When our grandchildren look back on our lives, will there ever be a time when they can say that everything changed? Will there be a time when they can say that finally Americans realized the role of their Country in the world? Will they be able to ascribe to the idea that
“America represents the essence of the human spirit
allowed to develop to its fullest potential.”
Or will the United States be described by the neurosis of Election 2016? I do understand that many of our countrymen could care less what non-Americans think of us, but how will we think about ourselves? At this link, AeroMexico aired its opinion about building walls.

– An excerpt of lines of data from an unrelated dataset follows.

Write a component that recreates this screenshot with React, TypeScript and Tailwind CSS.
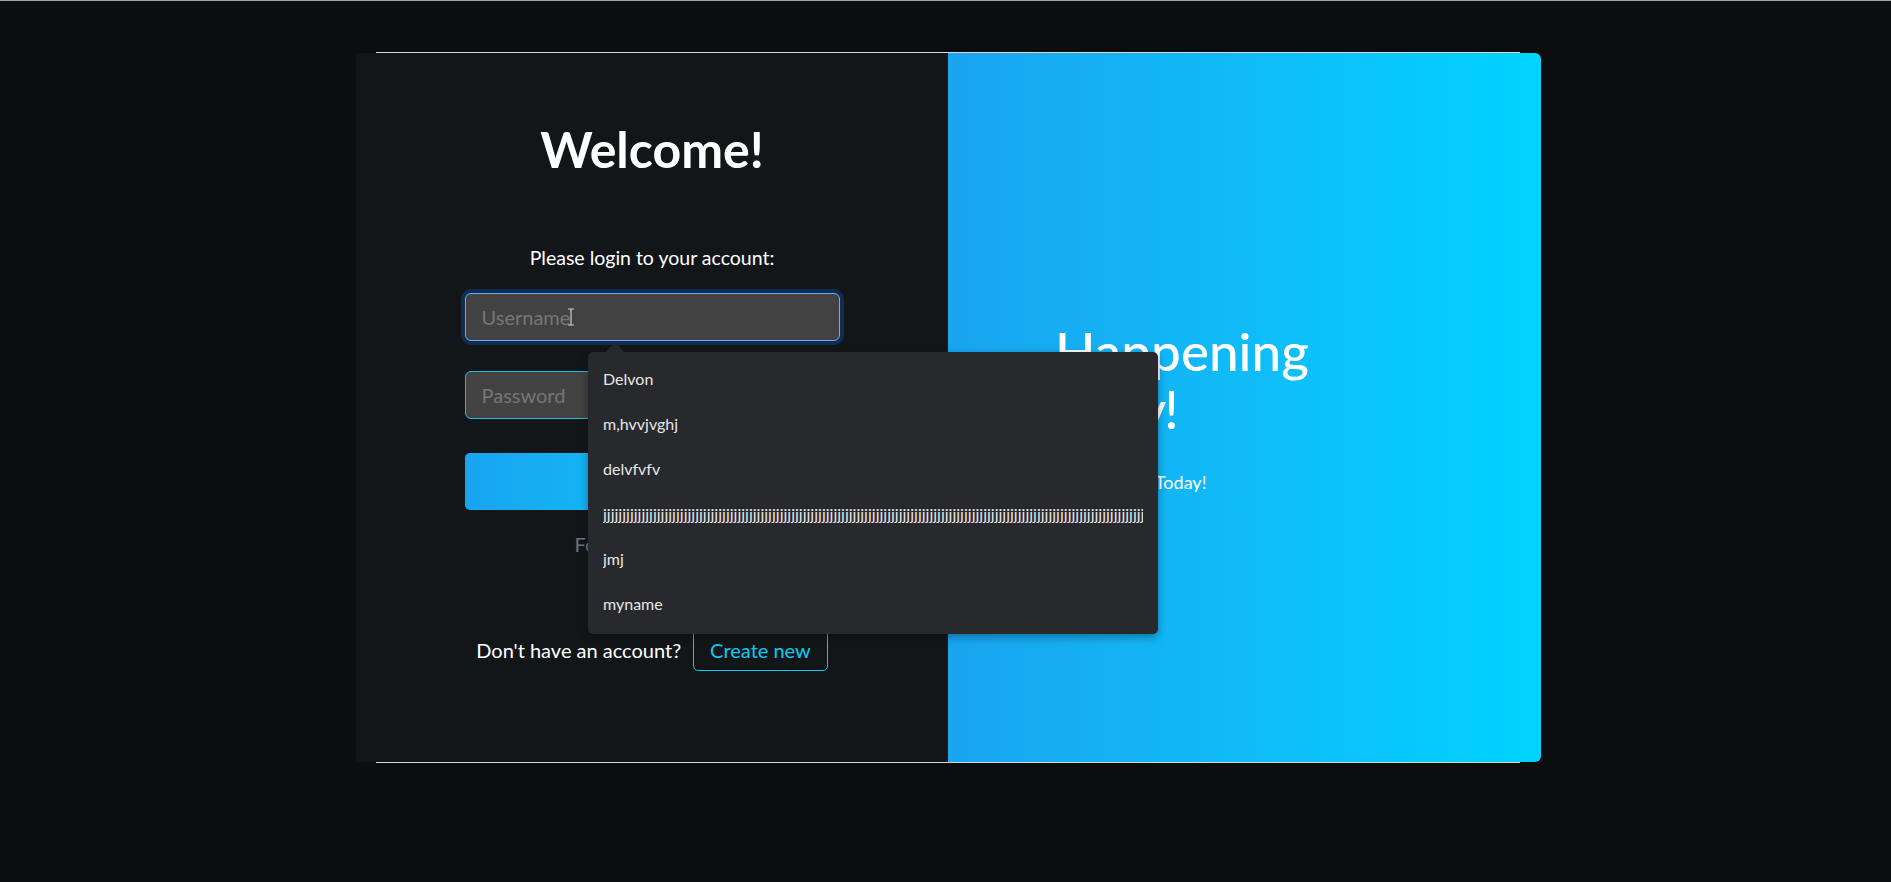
import React from "react";

const savedNames = ["Delvon", "m,hvvjvghj", "delvfvfv", "j".repeat(150), "jmj", "myname"];

function AutofillMenu() {
  return (
    <div className="absolute left-[232px] top-[290px] w-[570px]">
      <svg width="18" height="10" viewBox="0 0 18 10" className="ml-[18px] block">
        <path d="M0 10 L9 0 L18 10 Z" fill="#28292d" />
      </svg>
      <div className="rounded-[5px] bg-[#28292d] pt-[4px] pb-[8px] shadow-[0_3px_8px_rgba(0,0,0,0.35)]">
        {savedNames.map((name) => (
          <div key={name} className="h-[45px] px-[15px] text-[16px] leading-[45px] text-[#e6e6e6]">
            <div className="overflow-hidden whitespace-nowrap">{name}</div>
          </div>
        ))}
      </div>
    </div>
  );
}

function LoginForm() {
  return (
    <div className="flex w-[592px] flex-col items-center bg-[#131619] pt-[66px]">
      <h1 className="text-[50px] font-bold leading-[60px] text-white">Welcome!</h1>
      <p className="mt-[67px] text-[19.5px] leading-[24px] text-white">Please login to your account:</p>

      <div className="relative mt-[23px] w-[375px]">
        <input
          placeholder="Username"
          className="h-[48px] w-full rounded-[6px] border border-[#6ea8fe] bg-[#424242] px-[16px] text-[20px] text-white outline-none shadow-[0_0_0_4px_rgba(13,110,253,0.25)] placeholder:text-[#767676]"
        />
        <svg width="8" height="18" viewBox="0 0 8 18" className="absolute left-[102px] top-[15px]">
          <path d="M1 1h6M4 1v16M1 17h6" stroke="#cfcfcf" strokeWidth="1.2" fill="none" />
        </svg>
      </div>

      <input
        type="password"
        placeholder="Password"
        className="mt-[30px] h-[48px] w-[375px] rounded-[6px] border border-[#17bde9] bg-[#424242] px-[16px] text-[20px] text-white outline-none placeholder:text-[#767676]"
      />

      <button className="mt-[34px] h-[57px] w-[375px] rounded-[5px] bg-gradient-to-r from-[#19a4ef] to-[#00d3ff] text-[20px] text-white">
        Log in
      </button>

      <a href="#!" className="mt-[22px] text-[20px] leading-[24px] text-[#6c757d]">
        Forgot password?
      </a>

      <div className="mt-[72px] flex items-center gap-[12px]">
        <p className="text-[20px] text-white">Don't have an account?</p>
        <button className="h-[43px] rounded-[5px] border border-[#0dcaf0] px-[16px] text-[20px] text-[#0dcaf0]">
          Create new
        </button>
      </div>
    </div>
  );
}

export default function App() {
  return (
    <div className="min-h-screen border-t border-[#a3a3a3] bg-[#0c0d0f] pt-[51px] font-['Lato',sans-serif]">
      <div className="relative ml-[356px] w-[1185px]">
        <div className="ml-[20px] mr-[21px] border-y border-[#d9d9d9]">
          <div className="-ml-[20px] -mr-[21px] flex h-[709px]">
            <LoginForm />
            <div className="flex flex-1 items-center rounded-r-[6px] bg-gradient-to-r from-[#19a4ef] to-[#00d3ff] pl-[107px]">
              <div className="w-[330px] text-white">
                <h2 className="text-[53px] font-medium leading-[58px]">
                  Happening <span className="tracking-[-2px]">Daily!</span>
                </h2>
                <p className="mt-[32px] pl-[5px] text-[18px] leading-[24px]">Get Started Today!</p>
              </div>
            </div>
          </div>
        </div>
        <AutofillMenu />
      </div>
    </div>
  );
}
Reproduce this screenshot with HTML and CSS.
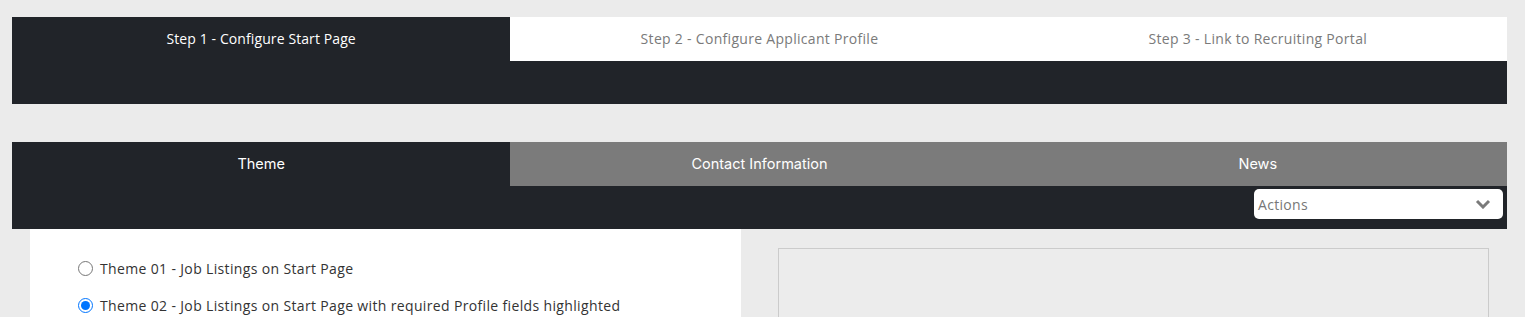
FILE: index.html
```html
<!DOCTYPE html>
<html lang="en">
<head>
  <meta charset="UTF-8" />
  <title>Configure Start Page</title>
  <link rel="stylesheet" href="styles.css">
</head>
<body>
  <div class="page">
    <!-- Wizard steps -->
    <div class="steps">
      <div class="step-tabs">
        <div class="step active">Step 1 - Configure Start Page</div>
        <div class="step">Step 2 - Configure Applicant Profile</div>
        <div class="step">Step 3 - Link to Recruiting Portal</div>
      </div>
      <div class="step-bar"></div>
    </div>

    <!-- Section tabs -->
    <div class="sections">
      <div class="section-tabs">
        <div class="section active">Theme</div>
        <div class="section">Contact Information</div>
        <div class="section">News</div>
      </div>
      <div class="section-bar">
        <div class="actions">
          <span>Actions</span>
          <svg width="16" height="10" viewBox="0 0 16 10"><path d="M2 2 L8 8 L14 2" fill="none" stroke="#7a7a7a" stroke-width="3"/></svg>
        </div>
      </div>
    </div>

    <div class="content">
      <div class="themes">
        <label class="theme"><input type="radio" name="theme" /> Theme 01 - Job Listings on Start Page</label>
        <label class="theme"><input type="radio" name="theme" checked /> Theme 02 - Job Listings on Start Page with required Profile fields highlighted</label>
      </div>
      <div class="preview-wrap">
        <div class="preview"></div>
      </div>
    </div>
  </div>
</body>
</html>
```

FILE: styles.css
```css
body {
  margin: 0;
  background: #ebebeb;
  font-family: 'Noto Sans', sans-serif;
  font-size: 14px;
}
.page {
  padding: 17px 18px 0 12px;
}
.steps, .sections {
  background: #212429;
}
.step-tabs, .section-tabs {
  display: flex;
}
.step, .section {
  flex: 1;
  height: 44px;
  line-height: 44px;
  text-align: center;
}
.step {
  background: #fff;
  color: #7a7a7a;
  font-family: 'Open Sans', sans-serif;
  letter-spacing: 0.3px;
}
.step.active {
  background: #212429;
  color: #fff;
  letter-spacing: 0.1px;
}
.step-bar {
  height: 43px;
}
.sections {
  margin-top: 38px;
}
.section {
  background: #7b7b7b;
  color: #fff;
  font-family: 'Inter', sans-serif;
  font-size: 14.5px;
}
.section.active {
  background: #212429;
}
.section-bar {
  height: 43px;
  display: flex;
  justify-content: flex-end;
  align-items: flex-start;
  padding-right: 4px;
}
.actions {
  margin-top: 3px;
  width: 249px;
  height: 30px;
  background: #fff;
  border-radius: 5px;
  display: flex;
  align-items: center;
  justify-content: space-between;
  padding: 0 12px 0 4px;
  box-sizing: border-box;
  color: #777;
  font-family: 'Open Sans', sans-serif;
  letter-spacing: 0.3px;
}
.content {
  display: flex;
}
.themes {
  background: #fff;
  margin-left: 18px;
  width: 711px;
  height: 88px;
  padding: 29px 0 0 48px;
  box-sizing: border-box;
}
.theme {
  display: flex;
  align-items: center;
  gap: 7px;
  height: 20px;
  margin-bottom: 17px;
  color: #333;
  font-family: 'Open Sans', sans-serif;
  font-size: 14px;
  letter-spacing: 0.35px;
}
.theme input {
  margin: 0;
  width: 15px;
  height: 15px;
}
.preview-wrap {
  flex: 1;
  padding: 19px 18px 0 37px;
}
.preview {
  border: 1px solid #cbcbcb;
  border-bottom: none;
  background: #ececec;
  height: 80px;
}
```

If we were to ask Dr. Carl Jung what can be done to fuse the Nation into one whole again, he might say that it is time for the “wise old man” archetype to appear in our midst and provide some answers. By this he means psychologically that when mankind is in a state of confusion, our instincts constellate out of the collective unconscious one or more prophets, who provide enough answers to adjust our orientation to the world. As he put it:
“…these wise men or prophets, appear in times of trouble, when mankind is in a state of confusion, when an old orientation has been lost and a new one is needed.”
Dr. Carl G. Jung, Nietzsche’s Zarathustra: Notes of the Seminar Given in 1934-1939, P. 24.
This prophet could also be a wise woman. Dr. Jung was talking about a psychic function that instinctively recognizes a time of trouble, and causes us to react instinctively in the form of the characteristics of the wise old man archetype. That could appear in either gender, though because of the patriarchal structure of society developed over more than two thousand years, it most often manifested in men until Dr. Jung’s time. Still, an example of a woman seized by the archetype might be St. Joan of Arc, who was captured by her enemies and burned at the stake at the age of nineteen. Still, Joan’s counsel to the French court did change the orientation of its military leaders, and is credited for their subsequent victories.
Certainly the United States has been seized by a neurotic condition after World War II. During the war, of course, the Nation pulled together, and even wealthy sons served honorably, including Joseph Kennedy and his brother, President John F. Kennedy. Thereafter, though, the racial hypocrisy of American society began to split the wholeness of our country once again. While many white people remember the 1950s as a time of exemplary peace and happiness, the time was one of awakening for black civil rights leaders. The inevitable strains on civil discourse emerged as a genuine and ugly neurosis in the 1960s, and that along with the discord fostered by the Vietnam War, made the country seem like it was coming apart once again.
The murderous year of 1968 was the watershed for that time. The shock of the murders of Martin Luther King, Jr., Robert F. Kennedy, the attempted murder of George Wallace and the racial changes ushered in during the Johnson Administration caused the racial neurosis to subside for many years thereafter, but it has now re-emerged in different ways.
What has now been revealed to all Americans is that the primary concern is a duality between rich white people and everyone else. Oh yes, there are undertones of the old racial divide, but it is income inequality and the 1% harvesting of the savings of the American Middle Class, which has taken center stage. Underpinning all of this is the fear of white Americans that they will lose their dominance in society, which provides the fuel for these divisions.
Dr. Jung advised during his lifetime that it is uncommon for a neurosis to ever be cured. Rather, the solution is to find a new way of looking at things, which allows one to live with the internal conflicts more sensibly and responsibly. As the new orientation takes hold, life improves for the neurotic individual, and this is no doubt true for the neurotic country as well. Human beings are knuckleheads, who are slow to change their opinions, but gradually we learn that we can live with differences of opinion.
What can be the new orientation for Americans? Think of all of the debates we are having, which involve a duality. Many of these involve social issues relating to how each of us chooses to live our lives. Perhaps we would be better served if we simply observed the Golden Rule, “Do unto others as you would have them do unto you.”
Speaking for myself, I am weary of the divisive debate emerging from Election 2016. About two months ago my wife and I decided to simply stop following the talking heads on cable networks. We know how we will vote, so short of a meteor hitting the Earth, we have no real need to know what other Americans think from the constant polling on a minute-by-minute basis. There is only one poll that counts, and that is the one on Election Day. We really don’t care two hoots about what our friends think on the many social issues, which poison the water. As long as their opinion has no impact on our lives, why should we care?